[TASK]:
Select all lines with the string "picture" in them, and copy those lines.

[RECORDS]:
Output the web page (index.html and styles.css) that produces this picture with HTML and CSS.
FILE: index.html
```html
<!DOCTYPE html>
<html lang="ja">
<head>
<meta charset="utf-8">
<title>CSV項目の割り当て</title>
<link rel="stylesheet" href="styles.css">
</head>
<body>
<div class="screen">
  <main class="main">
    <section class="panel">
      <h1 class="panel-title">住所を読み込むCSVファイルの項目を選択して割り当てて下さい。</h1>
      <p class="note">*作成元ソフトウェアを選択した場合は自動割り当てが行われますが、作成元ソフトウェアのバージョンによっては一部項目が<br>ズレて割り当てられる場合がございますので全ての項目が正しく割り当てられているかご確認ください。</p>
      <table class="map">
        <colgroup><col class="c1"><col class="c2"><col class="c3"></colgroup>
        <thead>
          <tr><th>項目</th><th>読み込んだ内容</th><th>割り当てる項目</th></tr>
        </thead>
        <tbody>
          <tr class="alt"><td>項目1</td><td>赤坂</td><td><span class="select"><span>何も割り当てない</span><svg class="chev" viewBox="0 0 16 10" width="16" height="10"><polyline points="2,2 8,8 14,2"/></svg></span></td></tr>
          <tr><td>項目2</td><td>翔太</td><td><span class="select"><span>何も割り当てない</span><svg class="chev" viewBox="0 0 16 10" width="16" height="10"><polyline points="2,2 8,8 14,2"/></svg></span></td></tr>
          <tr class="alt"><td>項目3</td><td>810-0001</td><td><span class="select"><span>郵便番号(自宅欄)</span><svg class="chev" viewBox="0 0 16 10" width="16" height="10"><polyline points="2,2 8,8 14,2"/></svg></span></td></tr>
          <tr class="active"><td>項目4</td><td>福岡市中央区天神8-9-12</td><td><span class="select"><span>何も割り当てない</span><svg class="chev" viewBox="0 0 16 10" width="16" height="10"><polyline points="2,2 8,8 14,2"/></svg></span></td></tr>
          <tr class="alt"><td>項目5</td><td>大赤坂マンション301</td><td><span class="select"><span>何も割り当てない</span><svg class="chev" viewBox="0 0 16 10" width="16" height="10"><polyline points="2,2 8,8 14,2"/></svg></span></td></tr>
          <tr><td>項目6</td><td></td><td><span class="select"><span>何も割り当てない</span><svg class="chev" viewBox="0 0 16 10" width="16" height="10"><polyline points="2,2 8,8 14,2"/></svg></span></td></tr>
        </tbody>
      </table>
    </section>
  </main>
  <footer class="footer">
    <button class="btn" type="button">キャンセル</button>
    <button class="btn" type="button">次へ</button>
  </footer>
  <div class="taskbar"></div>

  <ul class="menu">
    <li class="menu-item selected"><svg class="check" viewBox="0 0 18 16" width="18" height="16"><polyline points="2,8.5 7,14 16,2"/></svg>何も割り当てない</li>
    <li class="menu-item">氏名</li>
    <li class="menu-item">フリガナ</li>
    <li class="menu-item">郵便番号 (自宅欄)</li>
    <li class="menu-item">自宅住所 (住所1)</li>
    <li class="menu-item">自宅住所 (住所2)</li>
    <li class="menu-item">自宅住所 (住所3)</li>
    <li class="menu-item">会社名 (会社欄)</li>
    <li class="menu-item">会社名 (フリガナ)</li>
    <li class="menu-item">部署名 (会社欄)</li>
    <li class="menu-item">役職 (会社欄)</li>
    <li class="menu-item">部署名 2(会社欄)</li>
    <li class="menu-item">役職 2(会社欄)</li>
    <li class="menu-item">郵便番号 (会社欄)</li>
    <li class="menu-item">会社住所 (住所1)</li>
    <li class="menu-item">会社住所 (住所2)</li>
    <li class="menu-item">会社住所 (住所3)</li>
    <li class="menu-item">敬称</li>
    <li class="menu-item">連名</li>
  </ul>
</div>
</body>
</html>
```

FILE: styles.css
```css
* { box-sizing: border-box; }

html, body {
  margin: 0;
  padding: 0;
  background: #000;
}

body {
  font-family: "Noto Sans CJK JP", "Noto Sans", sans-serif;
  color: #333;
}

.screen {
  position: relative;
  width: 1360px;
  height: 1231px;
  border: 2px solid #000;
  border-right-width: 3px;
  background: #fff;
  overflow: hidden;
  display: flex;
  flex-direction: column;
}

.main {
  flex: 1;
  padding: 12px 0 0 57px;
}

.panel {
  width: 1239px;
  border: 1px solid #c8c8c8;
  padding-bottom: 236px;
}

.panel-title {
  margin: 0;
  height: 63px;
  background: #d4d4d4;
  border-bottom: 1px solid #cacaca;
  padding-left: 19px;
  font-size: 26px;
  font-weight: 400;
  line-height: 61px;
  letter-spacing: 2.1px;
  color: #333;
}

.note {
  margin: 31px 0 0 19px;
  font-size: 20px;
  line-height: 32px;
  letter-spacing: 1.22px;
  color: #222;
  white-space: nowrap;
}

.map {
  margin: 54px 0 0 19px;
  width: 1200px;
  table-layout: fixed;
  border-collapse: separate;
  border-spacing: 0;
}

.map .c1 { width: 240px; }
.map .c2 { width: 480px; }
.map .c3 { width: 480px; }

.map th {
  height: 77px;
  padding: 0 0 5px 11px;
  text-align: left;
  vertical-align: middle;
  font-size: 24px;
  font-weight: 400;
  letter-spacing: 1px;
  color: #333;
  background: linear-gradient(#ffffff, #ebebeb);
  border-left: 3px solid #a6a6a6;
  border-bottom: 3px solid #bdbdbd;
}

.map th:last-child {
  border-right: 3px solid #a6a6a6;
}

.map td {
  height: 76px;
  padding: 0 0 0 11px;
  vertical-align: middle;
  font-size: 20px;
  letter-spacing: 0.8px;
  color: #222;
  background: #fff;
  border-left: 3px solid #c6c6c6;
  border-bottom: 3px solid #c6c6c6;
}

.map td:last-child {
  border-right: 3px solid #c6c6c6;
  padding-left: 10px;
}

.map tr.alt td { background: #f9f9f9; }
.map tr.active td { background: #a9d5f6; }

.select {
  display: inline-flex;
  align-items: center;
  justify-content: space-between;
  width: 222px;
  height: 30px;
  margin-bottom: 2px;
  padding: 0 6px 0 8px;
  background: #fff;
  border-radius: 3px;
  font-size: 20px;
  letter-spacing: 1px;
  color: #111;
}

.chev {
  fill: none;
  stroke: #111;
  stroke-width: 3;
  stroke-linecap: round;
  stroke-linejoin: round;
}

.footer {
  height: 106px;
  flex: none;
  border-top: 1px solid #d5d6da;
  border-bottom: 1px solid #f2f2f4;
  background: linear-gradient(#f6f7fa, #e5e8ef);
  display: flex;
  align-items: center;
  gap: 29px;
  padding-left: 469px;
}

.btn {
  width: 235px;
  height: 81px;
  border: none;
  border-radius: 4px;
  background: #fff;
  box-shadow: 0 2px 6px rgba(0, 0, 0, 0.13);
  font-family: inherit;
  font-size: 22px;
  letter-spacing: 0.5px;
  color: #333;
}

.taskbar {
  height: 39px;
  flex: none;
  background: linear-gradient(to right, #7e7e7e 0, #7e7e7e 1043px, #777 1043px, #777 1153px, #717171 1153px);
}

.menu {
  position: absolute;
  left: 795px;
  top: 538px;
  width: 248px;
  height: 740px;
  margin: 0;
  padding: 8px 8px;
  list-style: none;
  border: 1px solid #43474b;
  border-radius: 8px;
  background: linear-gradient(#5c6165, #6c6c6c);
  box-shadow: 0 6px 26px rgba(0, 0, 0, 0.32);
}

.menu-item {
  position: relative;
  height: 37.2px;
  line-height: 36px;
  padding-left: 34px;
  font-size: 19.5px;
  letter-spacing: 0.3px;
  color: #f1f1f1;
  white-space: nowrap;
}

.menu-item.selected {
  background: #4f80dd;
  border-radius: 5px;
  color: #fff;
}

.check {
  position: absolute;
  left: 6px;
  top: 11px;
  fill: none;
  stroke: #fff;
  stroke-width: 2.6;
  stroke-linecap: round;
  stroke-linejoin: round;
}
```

* * *

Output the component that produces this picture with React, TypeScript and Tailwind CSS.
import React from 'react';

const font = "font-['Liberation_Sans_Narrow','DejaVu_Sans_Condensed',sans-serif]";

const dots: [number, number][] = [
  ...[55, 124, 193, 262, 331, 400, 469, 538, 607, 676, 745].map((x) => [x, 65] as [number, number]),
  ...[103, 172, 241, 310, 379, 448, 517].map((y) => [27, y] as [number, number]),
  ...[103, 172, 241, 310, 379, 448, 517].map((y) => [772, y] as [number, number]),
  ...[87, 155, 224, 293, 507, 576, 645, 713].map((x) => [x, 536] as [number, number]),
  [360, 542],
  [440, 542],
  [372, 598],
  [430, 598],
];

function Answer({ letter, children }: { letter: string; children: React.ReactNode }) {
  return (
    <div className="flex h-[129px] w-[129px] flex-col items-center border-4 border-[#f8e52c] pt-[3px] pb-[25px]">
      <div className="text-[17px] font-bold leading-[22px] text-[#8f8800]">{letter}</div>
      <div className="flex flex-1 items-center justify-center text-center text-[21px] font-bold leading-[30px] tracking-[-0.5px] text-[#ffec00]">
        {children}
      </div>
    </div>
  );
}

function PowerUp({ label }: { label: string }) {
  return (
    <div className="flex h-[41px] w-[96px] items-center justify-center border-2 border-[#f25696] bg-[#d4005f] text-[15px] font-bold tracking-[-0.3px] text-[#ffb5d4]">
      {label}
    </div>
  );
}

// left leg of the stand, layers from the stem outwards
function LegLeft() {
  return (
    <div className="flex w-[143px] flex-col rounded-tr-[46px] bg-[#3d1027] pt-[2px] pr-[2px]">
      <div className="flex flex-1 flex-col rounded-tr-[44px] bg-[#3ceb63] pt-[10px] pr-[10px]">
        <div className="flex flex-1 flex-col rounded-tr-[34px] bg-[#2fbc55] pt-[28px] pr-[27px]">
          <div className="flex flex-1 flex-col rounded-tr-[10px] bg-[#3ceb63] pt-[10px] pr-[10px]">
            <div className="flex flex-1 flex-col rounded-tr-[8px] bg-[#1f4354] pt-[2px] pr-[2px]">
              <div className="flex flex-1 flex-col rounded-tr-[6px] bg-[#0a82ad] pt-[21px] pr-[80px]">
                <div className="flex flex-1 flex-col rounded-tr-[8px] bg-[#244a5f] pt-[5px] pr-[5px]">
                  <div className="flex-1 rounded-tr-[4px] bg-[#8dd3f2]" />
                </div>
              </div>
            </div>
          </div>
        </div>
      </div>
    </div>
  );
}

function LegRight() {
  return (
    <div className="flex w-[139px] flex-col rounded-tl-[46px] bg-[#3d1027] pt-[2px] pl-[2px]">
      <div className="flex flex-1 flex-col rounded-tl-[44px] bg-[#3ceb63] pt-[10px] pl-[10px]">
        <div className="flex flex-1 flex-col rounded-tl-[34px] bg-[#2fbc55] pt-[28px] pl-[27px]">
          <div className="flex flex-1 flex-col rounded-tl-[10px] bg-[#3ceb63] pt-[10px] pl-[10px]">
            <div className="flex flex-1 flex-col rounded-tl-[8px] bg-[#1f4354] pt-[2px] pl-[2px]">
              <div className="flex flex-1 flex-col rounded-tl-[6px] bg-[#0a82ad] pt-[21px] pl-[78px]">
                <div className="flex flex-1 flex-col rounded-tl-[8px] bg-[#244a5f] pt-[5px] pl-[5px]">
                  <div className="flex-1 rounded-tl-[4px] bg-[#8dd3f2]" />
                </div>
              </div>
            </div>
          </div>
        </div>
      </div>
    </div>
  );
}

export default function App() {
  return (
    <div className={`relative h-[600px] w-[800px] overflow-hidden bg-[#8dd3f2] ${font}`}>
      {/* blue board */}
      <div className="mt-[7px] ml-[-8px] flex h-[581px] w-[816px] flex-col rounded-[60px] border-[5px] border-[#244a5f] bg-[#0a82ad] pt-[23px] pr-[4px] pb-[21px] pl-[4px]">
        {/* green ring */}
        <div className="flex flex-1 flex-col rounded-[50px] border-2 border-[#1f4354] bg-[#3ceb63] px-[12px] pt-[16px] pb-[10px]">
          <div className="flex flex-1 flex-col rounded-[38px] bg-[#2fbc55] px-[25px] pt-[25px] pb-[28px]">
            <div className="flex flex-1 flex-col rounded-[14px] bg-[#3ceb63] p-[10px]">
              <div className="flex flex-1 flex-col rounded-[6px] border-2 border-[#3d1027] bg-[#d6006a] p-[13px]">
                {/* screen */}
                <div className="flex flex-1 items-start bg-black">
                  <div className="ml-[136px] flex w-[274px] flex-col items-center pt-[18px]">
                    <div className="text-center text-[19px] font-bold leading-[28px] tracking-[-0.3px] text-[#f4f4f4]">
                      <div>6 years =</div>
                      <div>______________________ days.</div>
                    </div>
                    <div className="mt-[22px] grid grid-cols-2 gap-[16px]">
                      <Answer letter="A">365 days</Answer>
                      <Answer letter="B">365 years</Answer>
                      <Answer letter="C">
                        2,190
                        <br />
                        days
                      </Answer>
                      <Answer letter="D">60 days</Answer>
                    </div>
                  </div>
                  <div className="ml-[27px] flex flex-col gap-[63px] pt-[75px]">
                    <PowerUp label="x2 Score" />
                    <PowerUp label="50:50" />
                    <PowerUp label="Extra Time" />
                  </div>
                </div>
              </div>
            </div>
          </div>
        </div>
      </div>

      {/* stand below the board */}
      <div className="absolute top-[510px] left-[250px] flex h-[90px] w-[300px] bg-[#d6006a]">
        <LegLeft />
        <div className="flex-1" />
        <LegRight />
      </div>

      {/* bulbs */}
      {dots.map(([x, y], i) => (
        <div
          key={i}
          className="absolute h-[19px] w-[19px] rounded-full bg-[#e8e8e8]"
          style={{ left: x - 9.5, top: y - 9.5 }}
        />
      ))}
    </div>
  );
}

[RESULT OF THIS EXERCISE]:
Output the web page (index.html and styles.css) that produces this picture with HTML and CSS.
Output the component that produces this picture with React, TypeScript and Tailwind CSS.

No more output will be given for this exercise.